The beers we feature and review on this site are labelled as ‘alcohol-free’, but does this really mean that there’s no alcohol at all in them?
The answer is not straightforward. Alcohol is present in a large number of foodstuffs. Ripe fruits and fresh fruit juices will naturally start to ferment, and may have up to 1% alcohol when you consume them. Vinegars and other condiments will also feature alcohol, with brewed ingredients such as soy sauce regularly passing the 2% ABV mark. Even bread and yoghurt may contain some alcohol, depending on how industrialised it’s manufacture was.
When it comes to beverages, UK Government law states that in order to be labelled ‘alcohol-free’, a drink must contain no more than 0.05% alcohol. This is in contrast to the United States and many parts of the European Union, where the threshold for being ‘alcohol-free’ is 0.5% alcohol. In the UK, drinks between 0.5% alcohol and 0.05% alcohol are classed as ‘de-alcoholised’. Anything between 0.5% and 1.2% ABV is classed as ‘low-alcohol’, which tend to be cheaper in price as there is no excise duty applied.

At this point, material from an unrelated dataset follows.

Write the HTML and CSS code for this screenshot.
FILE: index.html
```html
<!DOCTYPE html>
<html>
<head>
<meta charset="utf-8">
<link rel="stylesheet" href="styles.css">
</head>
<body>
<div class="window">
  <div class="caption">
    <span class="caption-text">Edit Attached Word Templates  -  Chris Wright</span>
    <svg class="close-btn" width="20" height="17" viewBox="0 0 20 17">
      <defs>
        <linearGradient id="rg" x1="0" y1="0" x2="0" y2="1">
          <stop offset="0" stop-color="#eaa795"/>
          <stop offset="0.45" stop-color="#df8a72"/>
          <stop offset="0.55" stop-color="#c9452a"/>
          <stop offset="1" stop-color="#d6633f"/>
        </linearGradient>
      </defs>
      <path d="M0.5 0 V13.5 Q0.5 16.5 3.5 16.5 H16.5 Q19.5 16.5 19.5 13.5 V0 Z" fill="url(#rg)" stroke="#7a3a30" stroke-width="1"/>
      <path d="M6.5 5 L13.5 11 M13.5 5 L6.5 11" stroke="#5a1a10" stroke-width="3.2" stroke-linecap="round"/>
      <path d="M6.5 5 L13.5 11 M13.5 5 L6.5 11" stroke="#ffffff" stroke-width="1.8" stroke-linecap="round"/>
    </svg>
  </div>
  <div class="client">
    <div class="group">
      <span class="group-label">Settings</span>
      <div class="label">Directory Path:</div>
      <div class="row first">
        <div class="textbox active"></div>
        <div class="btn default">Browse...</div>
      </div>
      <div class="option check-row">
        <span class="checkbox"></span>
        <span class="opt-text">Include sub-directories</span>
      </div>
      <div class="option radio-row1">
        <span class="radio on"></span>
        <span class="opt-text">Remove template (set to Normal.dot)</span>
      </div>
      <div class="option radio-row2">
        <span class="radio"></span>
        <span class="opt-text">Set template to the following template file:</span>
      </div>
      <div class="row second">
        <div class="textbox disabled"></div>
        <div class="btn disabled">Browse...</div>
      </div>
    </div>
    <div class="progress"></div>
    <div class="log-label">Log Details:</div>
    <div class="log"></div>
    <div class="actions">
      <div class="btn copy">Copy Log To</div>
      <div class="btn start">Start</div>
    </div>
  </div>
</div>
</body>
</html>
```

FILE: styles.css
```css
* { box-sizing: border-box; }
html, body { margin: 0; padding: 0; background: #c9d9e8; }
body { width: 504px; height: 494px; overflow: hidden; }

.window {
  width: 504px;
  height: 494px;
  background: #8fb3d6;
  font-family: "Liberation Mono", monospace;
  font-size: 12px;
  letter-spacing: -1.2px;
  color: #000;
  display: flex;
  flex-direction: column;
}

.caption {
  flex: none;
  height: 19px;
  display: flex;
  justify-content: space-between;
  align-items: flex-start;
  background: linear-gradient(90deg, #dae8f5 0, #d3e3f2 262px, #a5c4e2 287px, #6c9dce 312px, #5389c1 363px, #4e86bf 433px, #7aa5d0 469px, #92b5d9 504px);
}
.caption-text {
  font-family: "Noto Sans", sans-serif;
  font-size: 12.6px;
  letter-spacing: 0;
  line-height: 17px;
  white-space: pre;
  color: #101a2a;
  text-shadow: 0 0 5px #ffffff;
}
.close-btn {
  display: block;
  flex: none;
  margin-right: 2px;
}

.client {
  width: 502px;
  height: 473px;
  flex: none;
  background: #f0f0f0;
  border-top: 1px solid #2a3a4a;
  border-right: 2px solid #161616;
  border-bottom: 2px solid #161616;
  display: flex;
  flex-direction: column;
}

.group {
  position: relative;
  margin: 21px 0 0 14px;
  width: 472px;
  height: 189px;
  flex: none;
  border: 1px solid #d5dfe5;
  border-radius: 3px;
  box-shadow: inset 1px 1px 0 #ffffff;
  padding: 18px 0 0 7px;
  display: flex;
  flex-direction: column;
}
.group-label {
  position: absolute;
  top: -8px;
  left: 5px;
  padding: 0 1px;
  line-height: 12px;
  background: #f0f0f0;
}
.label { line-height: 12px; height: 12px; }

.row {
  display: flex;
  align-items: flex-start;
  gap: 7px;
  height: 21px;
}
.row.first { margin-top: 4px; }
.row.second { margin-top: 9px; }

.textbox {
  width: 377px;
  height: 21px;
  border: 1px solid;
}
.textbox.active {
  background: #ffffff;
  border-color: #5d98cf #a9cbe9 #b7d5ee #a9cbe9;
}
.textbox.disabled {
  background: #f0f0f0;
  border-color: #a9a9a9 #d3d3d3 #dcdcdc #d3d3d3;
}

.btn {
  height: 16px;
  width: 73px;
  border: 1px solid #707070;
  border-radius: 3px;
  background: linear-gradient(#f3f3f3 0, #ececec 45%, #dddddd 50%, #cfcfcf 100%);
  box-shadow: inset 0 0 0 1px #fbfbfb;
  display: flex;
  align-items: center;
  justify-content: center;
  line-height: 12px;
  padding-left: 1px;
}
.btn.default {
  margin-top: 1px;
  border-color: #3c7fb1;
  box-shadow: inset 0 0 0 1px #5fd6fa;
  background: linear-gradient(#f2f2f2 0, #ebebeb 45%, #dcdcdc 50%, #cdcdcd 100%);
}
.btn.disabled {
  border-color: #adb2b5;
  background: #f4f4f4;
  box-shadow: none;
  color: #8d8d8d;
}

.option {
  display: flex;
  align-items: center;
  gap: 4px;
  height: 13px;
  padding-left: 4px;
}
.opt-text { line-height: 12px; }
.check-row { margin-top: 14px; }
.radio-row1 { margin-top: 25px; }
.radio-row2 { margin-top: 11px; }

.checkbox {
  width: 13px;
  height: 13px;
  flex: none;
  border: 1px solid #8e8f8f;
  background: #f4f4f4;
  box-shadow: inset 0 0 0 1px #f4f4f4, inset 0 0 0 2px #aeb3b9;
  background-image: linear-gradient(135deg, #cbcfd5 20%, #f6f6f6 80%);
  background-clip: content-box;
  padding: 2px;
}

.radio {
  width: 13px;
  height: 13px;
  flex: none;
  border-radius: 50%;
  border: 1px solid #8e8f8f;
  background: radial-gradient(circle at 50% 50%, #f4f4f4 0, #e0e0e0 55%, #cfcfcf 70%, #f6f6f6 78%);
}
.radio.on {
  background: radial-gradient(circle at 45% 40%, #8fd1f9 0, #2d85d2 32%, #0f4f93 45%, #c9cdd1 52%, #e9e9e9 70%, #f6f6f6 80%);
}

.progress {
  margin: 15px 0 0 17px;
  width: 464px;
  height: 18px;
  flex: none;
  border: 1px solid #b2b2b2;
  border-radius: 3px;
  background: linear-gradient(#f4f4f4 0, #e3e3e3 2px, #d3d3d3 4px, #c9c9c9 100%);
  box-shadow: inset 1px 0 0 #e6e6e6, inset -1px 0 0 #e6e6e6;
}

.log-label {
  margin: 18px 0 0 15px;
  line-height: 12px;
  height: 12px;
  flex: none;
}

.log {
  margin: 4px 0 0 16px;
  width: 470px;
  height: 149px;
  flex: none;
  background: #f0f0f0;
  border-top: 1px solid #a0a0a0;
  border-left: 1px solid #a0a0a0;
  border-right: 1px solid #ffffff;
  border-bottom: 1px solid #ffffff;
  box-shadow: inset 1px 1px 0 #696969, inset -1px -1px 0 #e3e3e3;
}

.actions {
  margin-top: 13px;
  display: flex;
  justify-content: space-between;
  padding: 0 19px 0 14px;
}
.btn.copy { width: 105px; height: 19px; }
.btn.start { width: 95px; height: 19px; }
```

We are seeing most breweries are adopting the stance of the United States and the European Union, and labelling anything that is 0.5% alcohol or less as ‘alcohol-free’. And for all intents and purposes, it pretty much is.

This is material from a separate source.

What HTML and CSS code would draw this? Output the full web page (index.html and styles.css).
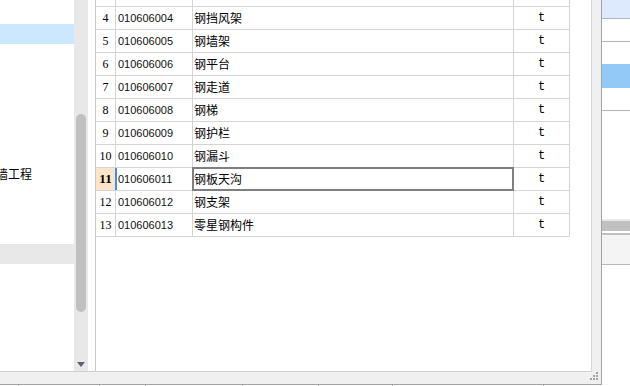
FILE: index.html
```html
<!DOCTYPE html>
<html lang="zh-CN">
<head>
<meta charset="utf-8">
<title>清单</title>
<link rel="stylesheet" href="styles.css">
</head>
<body>
<div class="screen">
  <div class="left-col">
    <div class="window">
      <div class="content">
        <div class="main">
          <div class="tree">
            <div class="tree-row"></div>
            <div class="tree-row selected"></div>
            <div class="tree-row"></div>
            <div class="tree-row"></div>
            <div class="tree-row"></div>
            <div class="tree-row"></div>
            <div class="tree-row"></div>
            <div class="tree-row"></div>
            <div class="tree-row"><span class="clip-text">墙工程</span></div>
            <div class="tree-row"></div>
            <div class="tree-row"></div>
            <div class="tree-row"></div>
            <div class="tree-row band"></div>
          </div>
          <div class="vscroll">
            <div class="thumb"></div>
            <div class="arrow"></div>
          </div>
          <div class="gap"></div>
          <div class="grid-area">
            <div class="grid">
              <div class="row partial"><div class="c num"></div><div class="c code"></div><div class="c name"></div><div class="c unit"></div></div>
              <div class="row"><div class="c num">4</div><div class="c code">010606004</div><div class="c name">钢挡风架</div><div class="c unit">t</div></div>
              <div class="row"><div class="c num">5</div><div class="c code">010606005</div><div class="c name">钢墙架</div><div class="c unit">t</div></div>
              <div class="row"><div class="c num">6</div><div class="c code">010606006</div><div class="c name">钢平台</div><div class="c unit">t</div></div>
              <div class="row"><div class="c num">7</div><div class="c code">010606007</div><div class="c name">钢走道</div><div class="c unit">t</div></div>
              <div class="row"><div class="c num">8</div><div class="c code">010606008</div><div class="c name">钢梯</div><div class="c unit">t</div></div>
              <div class="row"><div class="c num">9</div><div class="c code">010606009</div><div class="c name">钢护栏</div><div class="c unit">t</div></div>
              <div class="row"><div class="c num">10</div><div class="c code">010606010</div><div class="c name">钢漏斗</div><div class="c unit">t</div></div>
              <div class="row active"><div class="c num">11</div><div class="c code">010606011</div><div class="c name editing">钢板天沟</div><div class="c unit">t</div></div>
              <div class="row"><div class="c num">12</div><div class="c code">010606012</div><div class="c name">钢支架</div><div class="c unit">t</div></div>
              <div class="row"><div class="c num">13</div><div class="c code">010606013</div><div class="c name">零星钢构件</div><div class="c unit">t</div></div>
            </div>
          </div>
        </div>
        <div class="frame-side"></div>
      </div>
      <div class="statusbar">
        <svg class="grip" width="9" height="9" viewBox="0 0 9 9">
          <rect x="6" y="0" width="2" height="2" fill="#a3a3a3"/>
          <rect x="3" y="3" width="2" height="2" fill="#a3a3a3"/>
          <rect x="6" y="3" width="2" height="2" fill="#a3a3a3"/>
          <rect x="0" y="6" width="2" height="2" fill="#a3a3a3"/>
          <rect x="3" y="6" width="2" height="2" fill="#a3a3a3"/>
          <rect x="6" y="6" width="2" height="2" fill="#a3a3a3"/>
        </svg>
      </div>
    </div>
    <div class="ticks">
      <span class="t1"></span><span class="t2"></span><span class="t3"></span><span class="t4"></span><span class="t5"></span><span class="t6"></span><span class="t7"></span>
    </div>
  </div>
  <div class="side-panel">
    <div class="s-r1"></div>
    <div class="s-r2"></div>
    <div class="s-r3"></div>
    <div class="s-r4"></div>
    <div class="s-r5"></div>
    <div class="s-space"></div>
    <div class="s-b1"></div>
    <div class="s-b2"></div>
    <div class="s-b3"></div>
    <div class="s-b4"></div>
    <div class="s-b5"></div>
  </div>
</div>
</body>
</html>
```

FILE: styles.css
```css
* { box-sizing: border-box; }
html, body { margin: 0; padding: 0; }
body {
  width: 630px;
  height: 386px;
  overflow: hidden;
  background: #ffffff;
  font-family: "Liberation Sans", "Noto Sans CJK SC", sans-serif;
  color: #000;
}
.screen { display: flex; width: 630px; height: 386px; }
.left-col { width: 602px; display: flex; flex-direction: column; }
.window {
  width: 602px;
  height: 385px;
  background: #f0f0f0;
  border-right: 1px solid #a3a3a3;
  border-bottom: 1px solid #a3a3a3;
  display: flex;
  flex-direction: column;
}
.content { display: flex; height: 372px; }
.main {
  width: 592px;
  height: 372px;
  background: #fff;
  border-right: 1px solid #d6d6d6;
  border-bottom: 1px solid #d0d0d0;
  display: flex;
}
.frame-side { flex: 1; }

.tree {
  width: 74px;
  overflow: hidden;
  padding-top: 4px;
  background: #fff;
}
.tree-row {
  height: 20px;
  line-height: 20px;
  font-size: 12px;
  font-family: "Noto Sans CJK SC", sans-serif;
  white-space: nowrap;
}
.tree-row.selected { background: #cce8ff; }
.tree-row.band { background: #e8e8e8; }
.clip-text { display: block; margin-left: -4px; }

.vscroll {
  width: 14px;
  background: #e8e8e8;
  display: flex;
  flex-direction: column;
}
.thumb {
  margin: 114px 2px 0 2px;
  height: 198px;
  background: #c0c0c0;
  border-radius: 5px;
}
.arrow {
  margin-top: auto;
  margin-bottom: 4px;
  align-self: center;
  width: 0;
  height: 0;
  border-left: 4px solid transparent;
  border-right: 4px solid transparent;
  border-top: 5px solid #606070;
}
.gap { width: 7px; }

.grid-area {
  flex: 1;
  border-left: 1px solid #c8c8c8;
  overflow: hidden;
}
.grid { margin-top: -16px; }
.row {
  display: flex;
  width: 474px;
  height: 23px;
  border-bottom: 1px solid #d4d4d4;
}
.c {
  height: 22px;
  line-height: 22px;
  border-right: 1px solid #d4d4d4;
  white-space: nowrap;
  overflow: visible;
}
.num {
  width: 20px;
  text-align: center;
  font-family: "Liberation Serif", serif;
  font-size: 12px;
}
.code {
  width: 77px;
  padding-left: 2px;
  font-family: "Liberation Sans", sans-serif;
  font-size: 11px;
  color: #111;
}
.name {
  width: 321px;
  padding-left: 1px;
  font-family: "Noto Sans CJK SC", sans-serif;
  font-size: 12px;
}
.unit {
  width: 56px;
  text-align: center;
  font-family: "Liberation Mono", monospace;
  font-size: 12px;
}
.row.active .num {
  background: #fde4c7;
  font-weight: bold;
  font-size: 13px;
  border-right-color: #3c8ff0;
}
.row.active .code { box-shadow: inset 1px 0 0 #3c8ff0; }
.name.editing { position: relative; }
.name.editing::after {
  content: "";
  position: absolute;
  left: -1px;
  top: -1px;
  right: -1px;
  bottom: -1px;
  border: 2px solid #7f7f7f;
}

.statusbar {
  height: 12px;
  display: flex;
  justify-content: flex-end;
  padding-right: 2px;
}
.grip { display: block; }

.ticks { display: flex; height: 1px; background: #fff; }
.ticks span { height: 1px; border-right: 1px solid #a8a8a8; }
.t1 { width: 19px; }
.t2 { width: 81px; }
.t3 { width: 46px; }
.t4 { width: 97px; }
.t5 { width: 76px; }
.t6 { width: 74px; }
.t7 { width: 151px; }

.side-panel {
  width: 28px;
  display: flex;
  flex-direction: column;
  background: #fff;
}
.s-r1 { height: 19px; background: #dde9fc; border-bottom: 1px solid #b4b4b4; }
.s-r2 { height: 23px; border-bottom: 1px solid #b4b4b4; }
.s-r3 { height: 22px; }
.s-r4 { height: 24px; background: #92c9f7; }
.s-r5 { height: 23px; border-bottom: 1px solid #b4b4b4; }
.s-space { height: 108px; }
.s-b1 { height: 2px; background: #e8e8e8; }
.s-b2 { height: 10px; background: #c0c0c0; }
.s-b3 { height: 2px; background: #fff; }
.s-b4 { height: 2px; background: #c0c0c0; }
.s-b5 { height: 30px; background: #f4f4f4; border-bottom: 1px solid #b8b8b8; }
```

Can you get drunk off non-alcoholic beer?
Studies from Germany, where 0.5% ‘alkoholfrei’ beers are commonplace, have concluded that drinking such beers has ‘no physiological’ effect on the body. This means that you cannot get drunk by drinking 0.5% beer. This hasn’t stopped people from trying, and you can view the experience of such a, um, dedicated person here: https://deadspin.com/will-drinking-28-non-alcoholic-beers-in-an-hour-make-me-1210108551
Ultimately the decision of whether to drink alcohol-free beer or not is up to the individual. If you want to avoid alcohol entirely, opt for the 0.05% ABV beverages. The science concludes that 0.5% beers will not give any impairment, and can even be less alcoholic than some foods. The choice is yours, and at last it’s nice to actually have a range of choices!
Are there any health risks associated with drinking non-alcoholic beer?
Alcohol Sensitivity and Addiction Recovery
For individuals who are sensitive to alcohol or recovering from alcohol addiction, consuming even small amounts of alcohol may pose a risk. While non-alcoholic beer contains minimal alcohol, it is essential to exercise caution and consult with a healthcare professional to determine personal tolerance levels.
Pregnancy and Alcohol Consumption
Pregnant women are often advised to avoid alcohol due to potential risks to the developing fetus. While non-alcoholic beer contains significantly less alcohol than regular beer, it is advisable for pregnant women to err on the side of caution and abstain from consuming any alcoholic beverages during pregnancy.
Interactions with Medications
Certain medications, such as those prescribed for specific health conditions, can interact adversely with alcohol. Even though non-alcoholic beer contains low levels of alcohol, it is important to consult with a healthcare provider or pharmacist to ensure there are no potential interactions with any medications being taken.
Dehydration and Hydration
Alcohol is known to have a diuretic effect, which can contribute to dehydration. Non-alcoholic beer, despite its reduced alcohol content, may still have a mild diuretic effect. However, the hydrating properties of non-alcoholic beer are similar to those of regular beer, making it a suitable choice for quenching thirst.
Nutritional Value and Calories
Non-alcoholic beer generally contains fewer calories than its alcoholic counterparts, making it a potentially lighter beverage option. However, it is important to check the specific nutritional information of the brand and variant being consumed, as calorie content can vary. It’s worth noting that non-alcoholic beer may still contain carbohydrates and some vitamins and minerals found in traditional beer.